SeattleGriz wrote: ↑Sat Aug 20, 2022 9:00 am
I can say that because we have NEVER beaten a respiratory virus like covid with
leaky vaccines. For simplicity, the virus has around 55 total epitopes to attack, and for some reason you think attacking the same 5 over and over on the S protein, which highly mutates, is going to work if we all just keep getting jabbed.
Surely there has to be somewhere in the world where they followed your rules. Can you point them out for me please?
Your plan is pushing the majority of the population all in the same direction with a 5 epitope vaccine that doesn't kill the virus on the spot, and now you're seeing what happens. The virus prefers the vaccinated now. Come for the king, best not miss.
That's normal and while it sounds spooky, it's really not. It happens and was the path it always was going to go with leaky vaccines. Covid is working it's way up the list. Fortunately, what's left is a tough out for Covid. The vaccine was able to give many protection for up to a year, while the virus tamed down. Take that win.

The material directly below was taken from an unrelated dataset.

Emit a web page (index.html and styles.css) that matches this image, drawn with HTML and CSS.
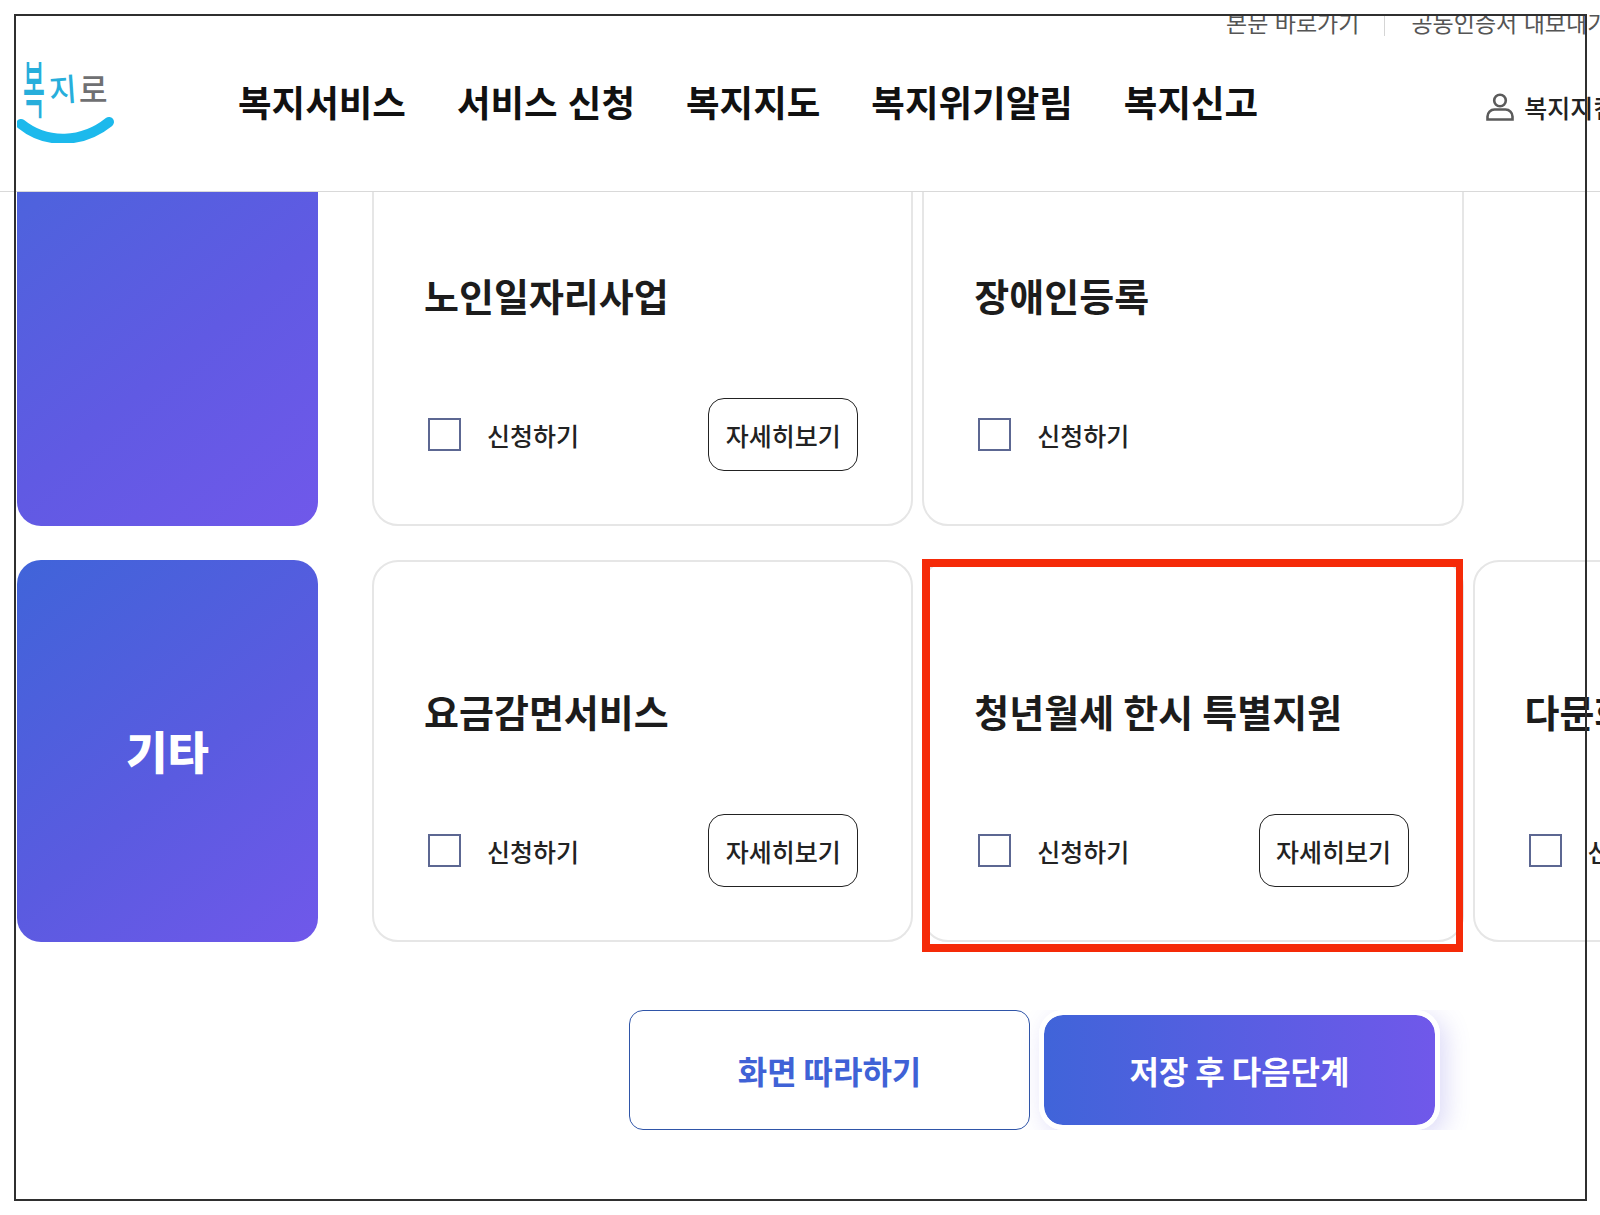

If a leaky vaccine is a vaccine that does not completely eliminate infection risk, there is no such thing as a vaccine that isn't leaky. The COVID-19 vaccines certainly did reduce infection risk early on and probably do reduce infection risk now. An example of a study showing infection risk was reduced early on is at
https://www.cdc.gov/mmwr/volumes/70/wr/ ... ne%20doses. A table summarizing the results is at
https://stacks.cdc.gov/view/cdc/105235. During the study they tested all of the residents and health care workers twice per week so they were able to recognize asymptomatic infections.

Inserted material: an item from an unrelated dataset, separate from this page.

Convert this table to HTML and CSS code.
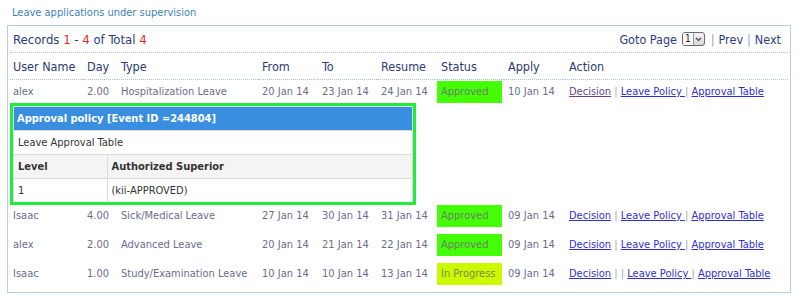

I think that the most informative result is the extent to which infection risk among health care workers who were vaccinated was less than that among unvaccinated health care workers. I say that because I think the health care workers were more like the general population than the residents were. And the infection rate among vaccinated health care workers was 78% less than the rate among unvaccinated health care workers.
The difference in symptomatic disease rate was greater. The rate among vaccinated health care workers was 88% less than that among unvaccinated health care workers. But the 78% difference in infection rate is notable.
The vaccines are not as effective against newer variants. But they do still reduce the risk of symptomatic cases. I know of no reason to think they do not also reduce the risk of infection. it's just rare, as far as i know, to have studies like that one on that Kentucky Skilled Nursing facility where there is opportunity to repeatedly test everybody in the study population to see if they get infected.
Another thing is that vaccination isn't the only potential barrier. The public health paradigm is that you erect multiple barriers to reduce the risk. Vaccination that reduces the risk of infection to some extent (and the COVID-19 vaccines to that) is one. But there are also other things, like community masking, that public health officials were trying to foster. And they were running into resistance with all of them. Fighting misinformation with all of them.